‘What We Started’: An Electronic Dance Movement: How EDM Changed the World
What We Started. Dir/Scr: Bert Marcus, Cyrus Saidi. Martin Garrix, Carl Cox, Paul Oakenfold, Ed Sheeran. 95 minutes.
THREE AND A HALF STARS/B+
They got the beat.
They may work old-school, live, from a pair of spinning turntables. They may have everything already digitized, loaded up and ready to go. But however they roll, these days, at dance clubs and music festivals, the DJ is the star.
And engineering the ecstasy of thousands of raving fans.
What We Started takes a detailed look at these men’s lives, the electronic dance music they play, and the EDM scene they’ve created. It’s a quirky and quickly changing frontier, where a star like Martin Garrix can make millions before he’s out of his teens, and a middle-aged veteran like Carl Cox can still spend 10 sweaty hours at his console, keeping a club in Ibiza hopping.
Filmmakers Bert Marcus and Cyrus Saidi provide valuable context too, showing how the music didn’t just happen, but evolved over decades. The wild disco scene at New York’s Paradise Garage, the house music coming out of Chicago, Detroit’s assembly-line techno sound – all contributed a piece.
So, too, did illegal substances. “Of course the music played a huge part in it,” Moby says of the early rave scene. “The drugs played a huge part in it, too.”
But “What We Started” pushes beyond the old scare stories of firetrap clubs and hallucinating high-schoolers to talk to the DJs themselves, all of whom come across as both serious about the music and totally dedicated to their adrenaline-soaked appearances in front of their fans.
And the film also widens its angle, to see how what was once a completely underground genre has taken over mainstream pop as well, thanks to hit making re-mixers like David Guetta who bring their own spin to other musicians’ sound. Paul Oakenfold talks about how he went from re-doing a U2 song to opening for them. Ed Sheeran shares his joy over working with Garrix to find new rhythms, new sensations.

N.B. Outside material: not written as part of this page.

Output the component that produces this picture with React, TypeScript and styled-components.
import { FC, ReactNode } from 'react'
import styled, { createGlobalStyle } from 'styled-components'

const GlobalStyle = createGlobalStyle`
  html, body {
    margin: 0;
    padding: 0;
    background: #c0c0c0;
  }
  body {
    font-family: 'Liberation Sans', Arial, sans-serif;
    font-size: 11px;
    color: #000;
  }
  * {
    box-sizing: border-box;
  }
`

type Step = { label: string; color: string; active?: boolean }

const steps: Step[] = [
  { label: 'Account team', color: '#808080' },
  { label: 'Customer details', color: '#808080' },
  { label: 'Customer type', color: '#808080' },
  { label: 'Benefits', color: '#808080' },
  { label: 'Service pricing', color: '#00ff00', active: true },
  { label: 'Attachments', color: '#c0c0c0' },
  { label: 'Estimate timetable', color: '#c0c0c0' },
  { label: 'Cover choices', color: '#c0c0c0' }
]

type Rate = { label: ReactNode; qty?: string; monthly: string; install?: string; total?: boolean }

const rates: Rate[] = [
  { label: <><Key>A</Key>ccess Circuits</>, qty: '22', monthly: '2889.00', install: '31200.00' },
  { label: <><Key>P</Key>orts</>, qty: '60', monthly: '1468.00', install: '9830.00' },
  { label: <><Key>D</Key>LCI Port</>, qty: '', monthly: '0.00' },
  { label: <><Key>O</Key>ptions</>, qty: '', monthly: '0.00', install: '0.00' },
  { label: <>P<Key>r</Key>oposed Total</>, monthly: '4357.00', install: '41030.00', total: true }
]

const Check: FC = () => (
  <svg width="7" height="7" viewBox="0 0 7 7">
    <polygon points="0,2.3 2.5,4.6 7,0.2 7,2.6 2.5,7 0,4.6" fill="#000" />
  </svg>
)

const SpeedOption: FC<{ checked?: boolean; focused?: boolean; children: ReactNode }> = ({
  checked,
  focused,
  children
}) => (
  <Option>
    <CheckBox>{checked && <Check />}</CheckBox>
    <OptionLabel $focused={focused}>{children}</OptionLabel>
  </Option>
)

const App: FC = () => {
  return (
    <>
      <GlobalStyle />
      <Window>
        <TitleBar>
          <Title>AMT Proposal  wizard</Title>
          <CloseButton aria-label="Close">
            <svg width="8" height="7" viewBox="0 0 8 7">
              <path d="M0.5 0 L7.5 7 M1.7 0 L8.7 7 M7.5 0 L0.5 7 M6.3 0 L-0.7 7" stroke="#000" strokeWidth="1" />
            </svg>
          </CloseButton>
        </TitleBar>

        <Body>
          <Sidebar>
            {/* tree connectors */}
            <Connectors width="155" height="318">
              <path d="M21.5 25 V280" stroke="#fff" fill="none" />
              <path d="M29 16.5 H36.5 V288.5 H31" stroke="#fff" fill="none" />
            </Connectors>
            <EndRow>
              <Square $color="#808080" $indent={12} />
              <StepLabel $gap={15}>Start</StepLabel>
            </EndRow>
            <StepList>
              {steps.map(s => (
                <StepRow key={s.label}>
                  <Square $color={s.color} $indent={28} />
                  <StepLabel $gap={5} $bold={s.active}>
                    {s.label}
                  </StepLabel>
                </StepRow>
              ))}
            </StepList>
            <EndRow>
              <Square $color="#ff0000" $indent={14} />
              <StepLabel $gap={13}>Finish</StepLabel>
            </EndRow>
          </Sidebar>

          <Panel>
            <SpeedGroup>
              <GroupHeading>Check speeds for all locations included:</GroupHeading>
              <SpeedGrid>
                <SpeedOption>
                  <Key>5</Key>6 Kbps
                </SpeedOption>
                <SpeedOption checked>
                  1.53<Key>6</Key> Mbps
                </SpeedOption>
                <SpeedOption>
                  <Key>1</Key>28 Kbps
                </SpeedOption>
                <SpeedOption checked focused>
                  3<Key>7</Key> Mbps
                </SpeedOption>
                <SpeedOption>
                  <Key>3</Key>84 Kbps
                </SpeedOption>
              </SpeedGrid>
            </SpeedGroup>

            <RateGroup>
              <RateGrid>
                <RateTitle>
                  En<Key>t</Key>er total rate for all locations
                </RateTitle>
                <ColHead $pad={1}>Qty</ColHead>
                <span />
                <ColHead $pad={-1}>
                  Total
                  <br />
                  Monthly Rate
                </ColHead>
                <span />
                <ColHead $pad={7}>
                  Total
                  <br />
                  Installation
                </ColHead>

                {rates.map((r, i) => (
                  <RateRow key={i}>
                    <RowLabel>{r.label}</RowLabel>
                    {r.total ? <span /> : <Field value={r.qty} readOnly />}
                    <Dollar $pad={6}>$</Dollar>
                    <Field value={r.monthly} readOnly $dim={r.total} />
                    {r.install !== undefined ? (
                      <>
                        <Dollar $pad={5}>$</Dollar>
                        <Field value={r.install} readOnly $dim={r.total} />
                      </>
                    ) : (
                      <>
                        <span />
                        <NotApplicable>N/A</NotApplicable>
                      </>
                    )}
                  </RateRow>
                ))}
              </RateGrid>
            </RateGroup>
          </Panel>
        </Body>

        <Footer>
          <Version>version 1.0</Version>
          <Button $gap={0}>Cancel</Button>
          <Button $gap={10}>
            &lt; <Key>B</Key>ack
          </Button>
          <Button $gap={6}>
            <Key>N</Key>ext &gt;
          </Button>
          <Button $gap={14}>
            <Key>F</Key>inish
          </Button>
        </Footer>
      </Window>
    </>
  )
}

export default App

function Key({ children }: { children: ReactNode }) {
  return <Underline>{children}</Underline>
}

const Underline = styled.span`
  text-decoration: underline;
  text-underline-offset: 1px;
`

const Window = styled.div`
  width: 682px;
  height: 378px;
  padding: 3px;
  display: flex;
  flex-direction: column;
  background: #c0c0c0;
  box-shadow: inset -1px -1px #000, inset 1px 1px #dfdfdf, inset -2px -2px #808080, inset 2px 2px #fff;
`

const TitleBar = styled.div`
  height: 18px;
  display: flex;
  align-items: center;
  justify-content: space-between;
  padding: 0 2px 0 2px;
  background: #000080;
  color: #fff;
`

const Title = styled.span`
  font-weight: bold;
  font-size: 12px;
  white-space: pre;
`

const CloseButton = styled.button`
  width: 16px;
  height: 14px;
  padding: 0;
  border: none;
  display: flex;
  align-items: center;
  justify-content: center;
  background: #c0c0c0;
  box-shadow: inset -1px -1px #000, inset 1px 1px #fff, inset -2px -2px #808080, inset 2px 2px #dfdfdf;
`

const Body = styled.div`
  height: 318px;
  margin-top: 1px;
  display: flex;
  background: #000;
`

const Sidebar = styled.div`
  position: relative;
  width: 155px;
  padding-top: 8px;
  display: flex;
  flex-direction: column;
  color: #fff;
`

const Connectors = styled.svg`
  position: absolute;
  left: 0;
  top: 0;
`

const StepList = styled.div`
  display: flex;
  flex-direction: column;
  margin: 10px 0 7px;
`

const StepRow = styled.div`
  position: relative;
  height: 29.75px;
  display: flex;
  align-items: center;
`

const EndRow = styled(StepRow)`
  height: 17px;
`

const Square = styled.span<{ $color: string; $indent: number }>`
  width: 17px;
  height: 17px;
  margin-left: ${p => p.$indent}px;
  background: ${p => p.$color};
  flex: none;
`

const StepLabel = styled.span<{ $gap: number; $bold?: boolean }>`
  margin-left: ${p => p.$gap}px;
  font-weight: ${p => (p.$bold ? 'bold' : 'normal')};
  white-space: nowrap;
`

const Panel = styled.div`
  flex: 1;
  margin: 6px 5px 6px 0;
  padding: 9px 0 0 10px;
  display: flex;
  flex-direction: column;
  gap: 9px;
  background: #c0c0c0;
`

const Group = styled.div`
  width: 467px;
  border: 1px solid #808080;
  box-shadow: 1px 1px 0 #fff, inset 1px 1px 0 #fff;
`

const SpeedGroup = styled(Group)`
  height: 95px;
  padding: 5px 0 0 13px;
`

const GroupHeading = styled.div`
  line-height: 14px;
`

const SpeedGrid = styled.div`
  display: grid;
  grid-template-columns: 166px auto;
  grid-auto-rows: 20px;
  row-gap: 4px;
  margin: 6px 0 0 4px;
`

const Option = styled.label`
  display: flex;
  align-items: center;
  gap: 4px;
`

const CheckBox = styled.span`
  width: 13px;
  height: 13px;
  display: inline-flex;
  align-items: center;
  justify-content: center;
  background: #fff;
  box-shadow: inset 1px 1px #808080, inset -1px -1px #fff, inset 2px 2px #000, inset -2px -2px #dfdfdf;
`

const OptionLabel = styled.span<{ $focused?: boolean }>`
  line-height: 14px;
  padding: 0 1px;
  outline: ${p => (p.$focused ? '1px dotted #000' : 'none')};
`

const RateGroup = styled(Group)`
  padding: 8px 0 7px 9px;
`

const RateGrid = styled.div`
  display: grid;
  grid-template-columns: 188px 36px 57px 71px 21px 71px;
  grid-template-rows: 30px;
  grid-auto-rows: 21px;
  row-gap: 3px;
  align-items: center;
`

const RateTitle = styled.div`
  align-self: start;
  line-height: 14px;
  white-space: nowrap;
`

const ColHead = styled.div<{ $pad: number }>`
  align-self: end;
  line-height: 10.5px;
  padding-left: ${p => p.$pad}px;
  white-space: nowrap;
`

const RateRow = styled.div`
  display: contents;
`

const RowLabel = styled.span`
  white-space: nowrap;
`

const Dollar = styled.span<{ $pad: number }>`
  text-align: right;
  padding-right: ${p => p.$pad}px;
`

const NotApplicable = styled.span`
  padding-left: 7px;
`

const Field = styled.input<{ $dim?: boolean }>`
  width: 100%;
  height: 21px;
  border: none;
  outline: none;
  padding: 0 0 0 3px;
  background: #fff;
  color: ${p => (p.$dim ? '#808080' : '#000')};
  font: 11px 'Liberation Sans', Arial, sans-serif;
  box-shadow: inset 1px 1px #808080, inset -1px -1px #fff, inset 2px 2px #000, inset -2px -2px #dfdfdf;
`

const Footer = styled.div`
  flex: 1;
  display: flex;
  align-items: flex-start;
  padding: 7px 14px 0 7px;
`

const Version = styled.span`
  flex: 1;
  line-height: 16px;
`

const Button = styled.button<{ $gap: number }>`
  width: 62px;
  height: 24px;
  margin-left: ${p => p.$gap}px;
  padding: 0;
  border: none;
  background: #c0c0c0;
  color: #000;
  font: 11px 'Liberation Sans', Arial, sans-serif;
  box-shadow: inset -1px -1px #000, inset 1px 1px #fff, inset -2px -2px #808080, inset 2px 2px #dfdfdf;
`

Like the raves themselves, the documentary doesn’t always pause to let you catch your breath. It’d be nice to hear a bit more about those early pioneers, and something from the fans themselves. And where are the female DJs? Not here, sadly.
But also like the spectacles it chronicles, What We Started is a gorgeous explosion of sound and color. The lightshows are never-ending. The beat pounds away like a jackhammer. It’s almost like having a rave in your living room – without having to stand in line first, or worrying about where you parked your car afterward.